REQUIRED WORK:
Transcribe the records below exactly.

○ ○ ○ ○ ○ ○ ○

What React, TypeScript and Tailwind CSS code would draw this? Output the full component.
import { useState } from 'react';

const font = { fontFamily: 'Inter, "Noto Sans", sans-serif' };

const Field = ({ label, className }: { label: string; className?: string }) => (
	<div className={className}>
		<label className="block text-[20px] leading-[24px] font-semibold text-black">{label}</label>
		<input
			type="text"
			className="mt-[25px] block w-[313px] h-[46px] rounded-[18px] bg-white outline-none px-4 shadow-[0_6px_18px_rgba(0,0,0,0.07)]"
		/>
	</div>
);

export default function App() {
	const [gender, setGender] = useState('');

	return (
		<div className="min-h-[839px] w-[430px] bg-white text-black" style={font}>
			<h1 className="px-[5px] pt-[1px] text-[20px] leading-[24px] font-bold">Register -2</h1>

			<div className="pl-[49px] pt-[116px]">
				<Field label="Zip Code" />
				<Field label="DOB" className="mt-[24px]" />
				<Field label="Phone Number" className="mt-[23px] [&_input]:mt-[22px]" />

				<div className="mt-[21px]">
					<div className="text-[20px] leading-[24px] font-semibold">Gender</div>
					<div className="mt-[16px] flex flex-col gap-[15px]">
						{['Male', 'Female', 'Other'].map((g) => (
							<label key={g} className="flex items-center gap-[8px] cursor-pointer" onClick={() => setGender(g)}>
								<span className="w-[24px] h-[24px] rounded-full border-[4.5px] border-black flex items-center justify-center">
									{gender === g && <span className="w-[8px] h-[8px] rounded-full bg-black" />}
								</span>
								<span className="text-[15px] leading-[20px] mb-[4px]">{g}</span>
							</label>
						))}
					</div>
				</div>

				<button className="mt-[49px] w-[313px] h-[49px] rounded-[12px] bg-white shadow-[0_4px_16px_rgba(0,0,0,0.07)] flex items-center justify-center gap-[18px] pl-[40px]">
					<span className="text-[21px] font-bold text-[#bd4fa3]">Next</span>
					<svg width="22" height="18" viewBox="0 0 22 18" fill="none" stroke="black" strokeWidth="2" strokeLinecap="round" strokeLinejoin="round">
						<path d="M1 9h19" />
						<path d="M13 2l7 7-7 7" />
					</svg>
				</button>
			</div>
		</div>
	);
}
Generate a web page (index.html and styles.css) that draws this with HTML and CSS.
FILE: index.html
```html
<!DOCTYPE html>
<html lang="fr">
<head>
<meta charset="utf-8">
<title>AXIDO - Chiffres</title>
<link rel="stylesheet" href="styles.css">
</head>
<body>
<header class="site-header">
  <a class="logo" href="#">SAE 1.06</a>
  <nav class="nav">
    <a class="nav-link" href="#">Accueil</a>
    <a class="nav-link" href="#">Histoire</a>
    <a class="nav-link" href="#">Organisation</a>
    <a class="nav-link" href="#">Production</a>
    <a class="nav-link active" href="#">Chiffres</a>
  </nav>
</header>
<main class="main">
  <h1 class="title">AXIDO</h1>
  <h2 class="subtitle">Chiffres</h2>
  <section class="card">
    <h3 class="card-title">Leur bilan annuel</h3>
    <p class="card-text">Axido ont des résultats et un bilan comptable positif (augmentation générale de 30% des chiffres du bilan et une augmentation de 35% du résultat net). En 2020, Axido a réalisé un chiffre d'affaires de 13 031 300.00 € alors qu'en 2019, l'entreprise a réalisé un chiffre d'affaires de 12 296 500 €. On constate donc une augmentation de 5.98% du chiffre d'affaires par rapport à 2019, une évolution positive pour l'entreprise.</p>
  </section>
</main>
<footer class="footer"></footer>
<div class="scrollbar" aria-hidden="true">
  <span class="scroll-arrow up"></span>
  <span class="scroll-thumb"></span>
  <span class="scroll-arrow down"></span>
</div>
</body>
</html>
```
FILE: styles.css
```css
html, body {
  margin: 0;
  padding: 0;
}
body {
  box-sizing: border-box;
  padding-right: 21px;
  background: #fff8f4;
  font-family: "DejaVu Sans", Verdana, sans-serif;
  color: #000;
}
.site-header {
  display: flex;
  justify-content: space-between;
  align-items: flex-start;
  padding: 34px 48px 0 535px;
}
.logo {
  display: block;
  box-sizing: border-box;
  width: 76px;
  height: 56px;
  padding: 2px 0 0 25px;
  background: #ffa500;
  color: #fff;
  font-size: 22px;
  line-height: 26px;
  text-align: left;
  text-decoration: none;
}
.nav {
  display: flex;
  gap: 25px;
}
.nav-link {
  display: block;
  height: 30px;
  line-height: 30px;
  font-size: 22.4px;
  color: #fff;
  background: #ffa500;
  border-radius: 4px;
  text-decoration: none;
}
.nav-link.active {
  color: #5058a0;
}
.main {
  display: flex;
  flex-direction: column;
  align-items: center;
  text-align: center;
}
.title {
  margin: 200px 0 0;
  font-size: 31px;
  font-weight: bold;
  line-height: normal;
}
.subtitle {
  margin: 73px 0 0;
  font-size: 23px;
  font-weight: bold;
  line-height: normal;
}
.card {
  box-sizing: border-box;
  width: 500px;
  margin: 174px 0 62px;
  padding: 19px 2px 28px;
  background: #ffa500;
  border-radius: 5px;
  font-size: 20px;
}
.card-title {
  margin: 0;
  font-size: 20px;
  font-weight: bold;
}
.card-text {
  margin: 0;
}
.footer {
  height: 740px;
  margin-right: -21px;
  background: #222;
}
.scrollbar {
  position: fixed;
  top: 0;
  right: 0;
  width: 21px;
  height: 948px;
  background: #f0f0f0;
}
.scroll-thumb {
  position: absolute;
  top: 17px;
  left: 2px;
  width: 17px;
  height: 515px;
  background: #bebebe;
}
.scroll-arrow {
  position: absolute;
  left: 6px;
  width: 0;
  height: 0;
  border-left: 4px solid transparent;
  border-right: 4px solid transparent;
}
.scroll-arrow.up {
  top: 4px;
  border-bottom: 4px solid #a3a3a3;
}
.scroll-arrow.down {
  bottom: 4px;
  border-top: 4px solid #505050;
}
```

○ ○ ○ ○ ○ ○ ○

WRITTEN ANSWER:
What React, TypeScript and Tailwind CSS code would draw this? Output the full component.
import { useState } from 'react';

const font = { fontFamily: 'Inter, "Noto Sans", sans-serif' };

const Field = ({ label, className }: { label: string; className?: string }) => (
	<div className={className}>
		<label className="block text-[20px] leading-[24px] font-semibold text-black">{label}</label>
		<input
			type="text"
			className="mt-[25px] block w-[313px] h-[46px] rounded-[18px] bg-white outline-none px-4 shadow-[0_6px_18px_rgba(0,0,0,0.07)]"
		/>
	</div>
);

export default function App() {
	const [gender, setGender] = useState('');

	return (
		<div className="min-h-[839px] w-[430px] bg-white text-black" style={font}>
			<h1 className="px-[5px] pt-[1px] text-[20px] leading-[24px] font-bold">Register -2</h1>

			<div className="pl-[49px] pt-[116px]">
				<Field label="Zip Code" />
				<Field label="DOB" className="mt-[24px]" />
				<Field label="Phone Number" className="mt-[23px] [&_input]:mt-[22px]" />

				<div className="mt-[21px]">
					<div className="text-[20px] leading-[24px] font-semibold">Gender</div>
					<div className="mt-[16px] flex flex-col gap-[15px]">
						{['Male', 'Female', 'Other'].map((g) => (
							<label key={g} className="flex items-center gap-[8px] cursor-pointer" onClick={() => setGender(g)}>
								<span className="w-[24px] h-[24px] rounded-full border-[4.5px] border-black flex items-center justify-center">
									{gender === g && <span className="w-[8px] h-[8px] rounded-full bg-black" />}
								</span>
								<span className="text-[15px] leading-[20px] mb-[4px]">{g}</span>
							</label>
						))}
					</div>
				</div>

				<button className="mt-[49px] w-[313px] h-[49px] rounded-[12px] bg-white shadow-[0_4px_16px_rgba(0,0,0,0.07)] flex items-center justify-center gap-[18px] pl-[40px]">
					<span className="text-[21px] font-bold text-[#bd4fa3]">Next</span>
					<svg width="22" height="18" viewBox="0 0 22 18" fill="none" stroke="black" strokeWidth="2" strokeLinecap="round" strokeLinejoin="round">
						<path d="M1 9h19" />
						<path d="M13 2l7 7-7 7" />
					</svg>
				</button>
			</div>
		</div>
	);
}
Generate a web page (index.html and styles.css) that draws this with HTML and CSS.
FILE: index.html
```html
<!DOCTYPE html>
<html lang="fr">
<head>
<meta charset="utf-8">
<title>AXIDO - Chiffres</title>
<link rel="stylesheet" href="styles.css">
</head>
<body>
<header class="site-header">
  <a class="logo" href="#">SAE 1.06</a>
  <nav class="nav">
    <a class="nav-link" href="#">Accueil</a>
    <a class="nav-link" href="#">Histoire</a>
    <a class="nav-link" href="#">Organisation</a>
    <a class="nav-link" href="#">Production</a>
    <a class="nav-link active" href="#">Chiffres</a>
  </nav>
</header>
<main class="main">
  <h1 class="title">AXIDO</h1>
  <h2 class="subtitle">Chiffres</h2>
  <section class="card">
    <h3 class="card-title">Leur bilan annuel</h3>
    <p class="card-text">Axido ont des résultats et un bilan comptable positif (augmentation générale de 30% des chiffres du bilan et une augmentation de 35% du résultat net). En 2020, Axido a réalisé un chiffre d'affaires de 13 031 300.00 € alors qu'en 2019, l'entreprise a réalisé un chiffre d'affaires de 12 296 500 €. On constate donc une augmentation de 5.98% du chiffre d'affaires par rapport à 2019, une évolution positive pour l'entreprise.</p>
  </section>
</main>
<footer class="footer"></footer>
<div class="scrollbar" aria-hidden="true">
  <span class="scroll-arrow up"></span>
  <span class="scroll-thumb"></span>
  <span class="scroll-arrow down"></span>
</div>
</body>
</html>
```
FILE: styles.css
```css
html, body {
  margin: 0;
  padding: 0;
}
body {
  box-sizing: border-box;
  padding-right: 21px;
  background: #fff8f4;
  font-family: "DejaVu Sans", Verdana, sans-serif;
  color: #000;
}
.site-header {
  display: flex;
  justify-content: space-between;
  align-items: flex-start;
  padding: 34px 48px 0 535px;
}
.logo {
  display: block;
  box-sizing: border-box;
  width: 76px;
  height: 56px;
  padding: 2px 0 0 25px;
  background: #ffa500;
  color: #fff;
  font-size: 22px;
  line-height: 26px;
  text-align: left;
  text-decoration: none;
}
.nav {
  display: flex;
  gap: 25px;
}
.nav-link {
  display: block;
  height: 30px;
  line-height: 30px;
  font-size: 22.4px;
  color: #fff;
  background: #ffa500;
  border-radius: 4px;
  text-decoration: none;
}
.nav-link.active {
  color: #5058a0;
}
.main {
  display: flex;
  flex-direction: column;
  align-items: center;
  text-align: center;
}
.title {
  margin: 200px 0 0;
  font-size: 31px;
  font-weight: bold;
  line-height: normal;
}
.subtitle {
  margin: 73px 0 0;
  font-size: 23px;
  font-weight: bold;
  line-height: normal;
}
.card {
  box-sizing: border-box;
  width: 500px;
  margin: 174px 0 62px;
  padding: 19px 2px 28px;
  background: #ffa500;
  border-radius: 5px;
  font-size: 20px;
}
.card-title {
  margin: 0;
  font-size: 20px;
  font-weight: bold;
}
.card-text {
  margin: 0;
}
.footer {
  height: 740px;
  margin-right: -21px;
  background: #222;
}
.scrollbar {
  position: fixed;
  top: 0;
  right: 0;
  width: 21px;
  height: 948px;
  background: #f0f0f0;
}
.scroll-thumb {
  position: absolute;
  top: 17px;
  left: 2px;
  width: 17px;
  height: 515px;
  background: #bebebe;
}
.scroll-arrow {
  position: absolute;
  left: 6px;
  width: 0;
  height: 0;
  border-left: 4px solid transparent;
  border-right: 4px solid transparent;
}
.scroll-arrow.up {
  top: 4px;
  border-bottom: 4px solid #a3a3a3;
}
.scroll-arrow.down {
  bottom: 4px;
  border-top: 4px solid #505050;
}
```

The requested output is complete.